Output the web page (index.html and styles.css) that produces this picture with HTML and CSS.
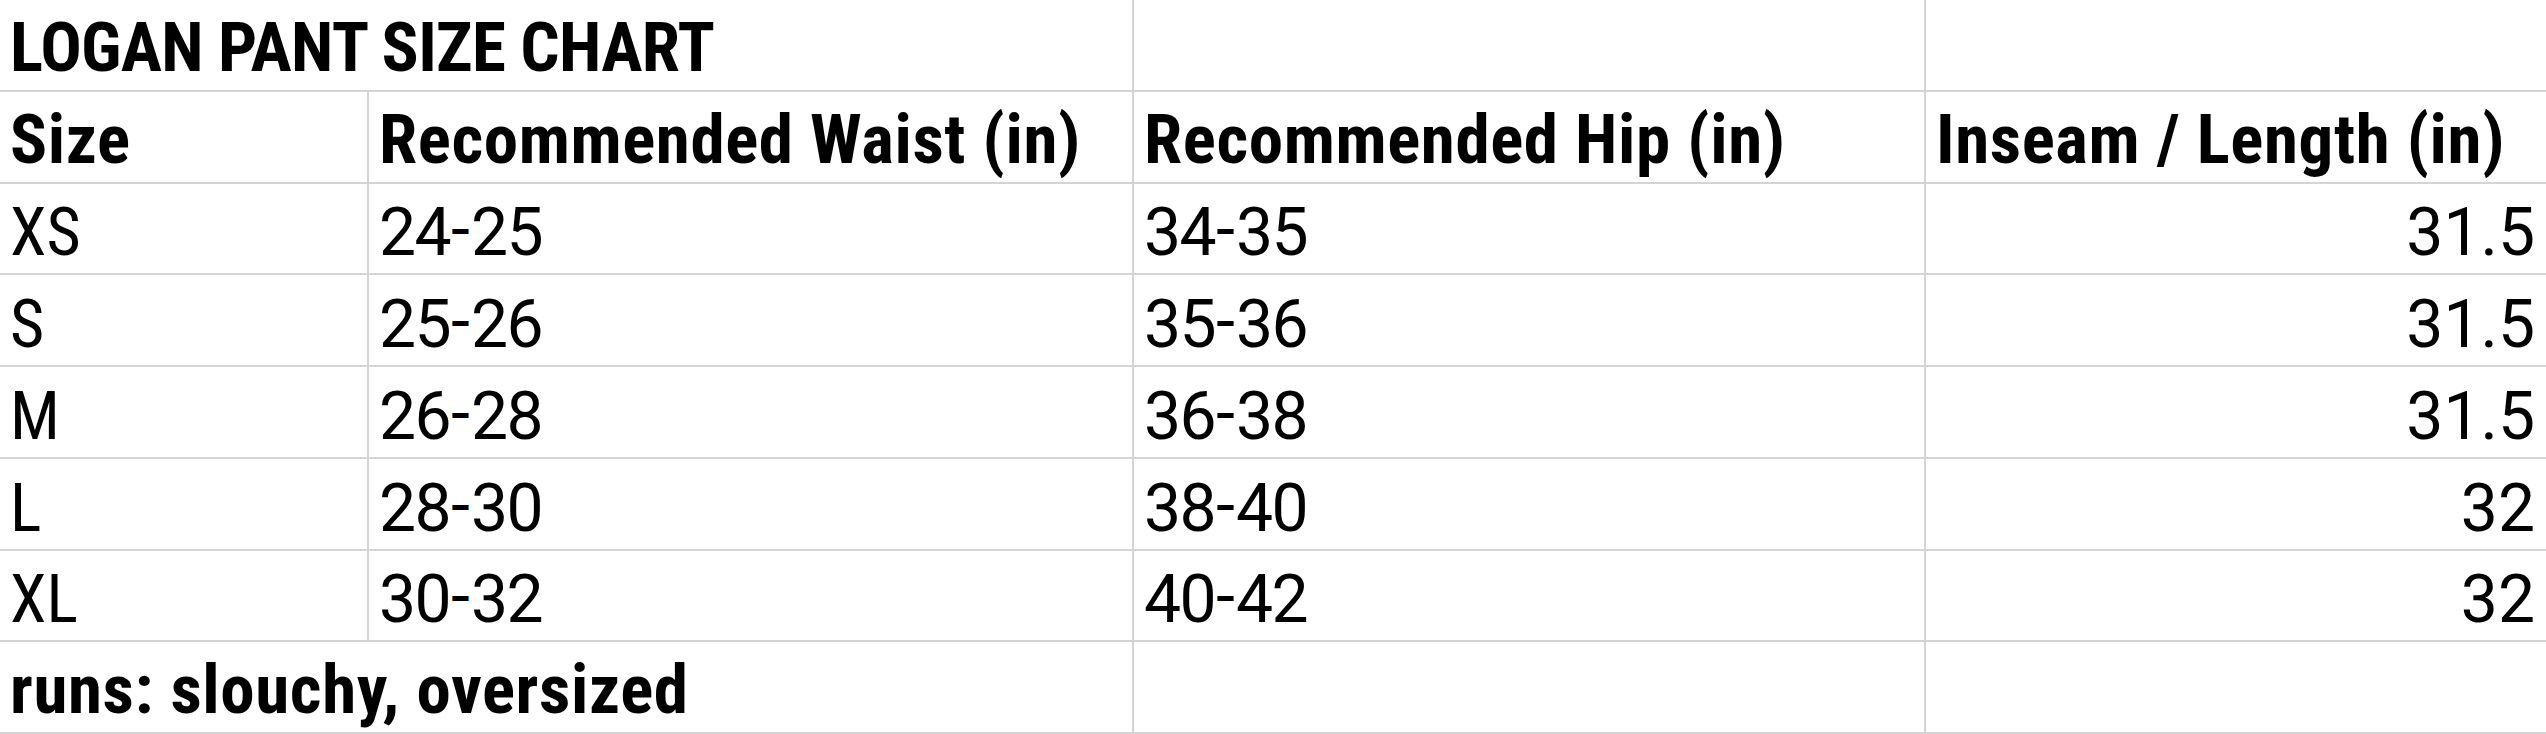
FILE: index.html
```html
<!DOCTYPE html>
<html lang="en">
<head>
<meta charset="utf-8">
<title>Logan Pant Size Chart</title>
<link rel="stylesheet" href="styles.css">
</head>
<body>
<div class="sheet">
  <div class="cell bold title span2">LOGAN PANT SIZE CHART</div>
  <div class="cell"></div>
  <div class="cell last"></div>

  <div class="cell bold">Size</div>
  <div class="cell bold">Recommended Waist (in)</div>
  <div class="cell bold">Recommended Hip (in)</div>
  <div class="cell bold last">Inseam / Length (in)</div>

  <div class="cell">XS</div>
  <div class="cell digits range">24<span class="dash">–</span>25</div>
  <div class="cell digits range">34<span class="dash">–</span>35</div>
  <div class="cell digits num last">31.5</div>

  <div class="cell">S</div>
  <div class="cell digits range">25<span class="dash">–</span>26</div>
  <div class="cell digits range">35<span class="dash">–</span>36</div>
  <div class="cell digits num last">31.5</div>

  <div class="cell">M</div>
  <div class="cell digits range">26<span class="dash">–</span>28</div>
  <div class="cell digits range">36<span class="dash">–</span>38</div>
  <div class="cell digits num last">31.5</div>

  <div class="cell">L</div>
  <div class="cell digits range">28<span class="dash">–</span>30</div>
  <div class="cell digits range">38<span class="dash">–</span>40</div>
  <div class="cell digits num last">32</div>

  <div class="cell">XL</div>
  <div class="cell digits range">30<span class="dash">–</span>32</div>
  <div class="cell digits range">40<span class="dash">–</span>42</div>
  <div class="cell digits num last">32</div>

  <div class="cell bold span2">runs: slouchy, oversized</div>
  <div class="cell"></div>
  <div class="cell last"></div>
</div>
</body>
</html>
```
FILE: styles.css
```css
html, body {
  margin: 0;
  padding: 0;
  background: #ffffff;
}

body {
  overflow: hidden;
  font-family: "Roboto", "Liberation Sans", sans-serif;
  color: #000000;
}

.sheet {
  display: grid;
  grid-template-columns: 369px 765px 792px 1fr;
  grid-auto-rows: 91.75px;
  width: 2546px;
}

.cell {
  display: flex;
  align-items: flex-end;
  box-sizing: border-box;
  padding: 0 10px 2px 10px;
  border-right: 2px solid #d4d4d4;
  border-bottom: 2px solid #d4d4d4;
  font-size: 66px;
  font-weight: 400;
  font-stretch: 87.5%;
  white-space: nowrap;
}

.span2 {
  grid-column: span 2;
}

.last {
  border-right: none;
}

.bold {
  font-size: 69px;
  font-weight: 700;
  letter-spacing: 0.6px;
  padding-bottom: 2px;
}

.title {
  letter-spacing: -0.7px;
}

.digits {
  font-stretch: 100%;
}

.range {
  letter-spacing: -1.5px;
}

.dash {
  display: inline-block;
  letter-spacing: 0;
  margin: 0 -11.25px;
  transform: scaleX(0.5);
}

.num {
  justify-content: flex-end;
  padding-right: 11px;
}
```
# # # # # # #
Set exercise: Pictures are excluded; output everything else in the data verbatim.

Correct response:
Output the web page (index.html and styles.css) that produces this picture with HTML and CSS.
FILE: index.html
```html
<!DOCTYPE html>
<html lang="en">
<head>
<meta charset="utf-8">
<title>Logan Pant Size Chart</title>
<link rel="stylesheet" href="styles.css">
</head>
<body>
<div class="sheet">
  <div class="cell bold title span2">LOGAN PANT SIZE CHART</div>
  <div class="cell"></div>
  <div class="cell last"></div>

  <div class="cell bold">Size</div>
  <div class="cell bold">Recommended Waist (in)</div>
  <div class="cell bold">Recommended Hip (in)</div>
  <div class="cell bold last">Inseam / Length (in)</div>

  <div class="cell">XS</div>
  <div class="cell digits range">24<span class="dash">–</span>25</div>
  <div class="cell digits range">34<span class="dash">–</span>35</div>
  <div class="cell digits num last">31.5</div>

  <div class="cell">S</div>
  <div class="cell digits range">25<span class="dash">–</span>26</div>
  <div class="cell digits range">35<span class="dash">–</span>36</div>
  <div class="cell digits num last">31.5</div>

  <div class="cell">M</div>
  <div class="cell digits range">26<span class="dash">–</span>28</div>
  <div class="cell digits range">36<span class="dash">–</span>38</div>
  <div class="cell digits num last">31.5</div>

  <div class="cell">L</div>
  <div class="cell digits range">28<span class="dash">–</span>30</div>
  <div class="cell digits range">38<span class="dash">–</span>40</div>
  <div class="cell digits num last">32</div>

  <div class="cell">XL</div>
  <div class="cell digits range">30<span class="dash">–</span>32</div>
  <div class="cell digits range">40<span class="dash">–</span>42</div>
  <div class="cell digits num last">32</div>

  <div class="cell bold span2">runs: slouchy, oversized</div>
  <div class="cell"></div>
  <div class="cell last"></div>
</div>
</body>
</html>
```
FILE: styles.css
```css
html, body {
  margin: 0;
  padding: 0;
  background: #ffffff;
}

body {
  overflow: hidden;
  font-family: "Roboto", "Liberation Sans", sans-serif;
  color: #000000;
}

.sheet {
  display: grid;
  grid-template-columns: 369px 765px 792px 1fr;
  grid-auto-rows: 91.75px;
  width: 2546px;
}

.cell {
  display: flex;
  align-items: flex-end;
  box-sizing: border-box;
  padding: 0 10px 2px 10px;
  border-right: 2px solid #d4d4d4;
  border-bottom: 2px solid #d4d4d4;
  font-size: 66px;
  font-weight: 400;
  font-stretch: 87.5%;
  white-space: nowrap;
}

.span2 {
  grid-column: span 2;
}

.last {
  border-right: none;
}

.bold {
  font-size: 69px;
  font-weight: 700;
  letter-spacing: 0.6px;
  padding-bottom: 2px;
}

.title {
  letter-spacing: -0.7px;
}

.digits {
  font-stretch: 100%;
}

.range {
  letter-spacing: -1.5px;
}

.dash {
  display: inline-block;
  letter-spacing: 0;
  margin: 0 -11.25px;
  transform: scaleX(0.5);
}

.num {
  justify-content: flex-end;
  padding-right: 11px;
}
```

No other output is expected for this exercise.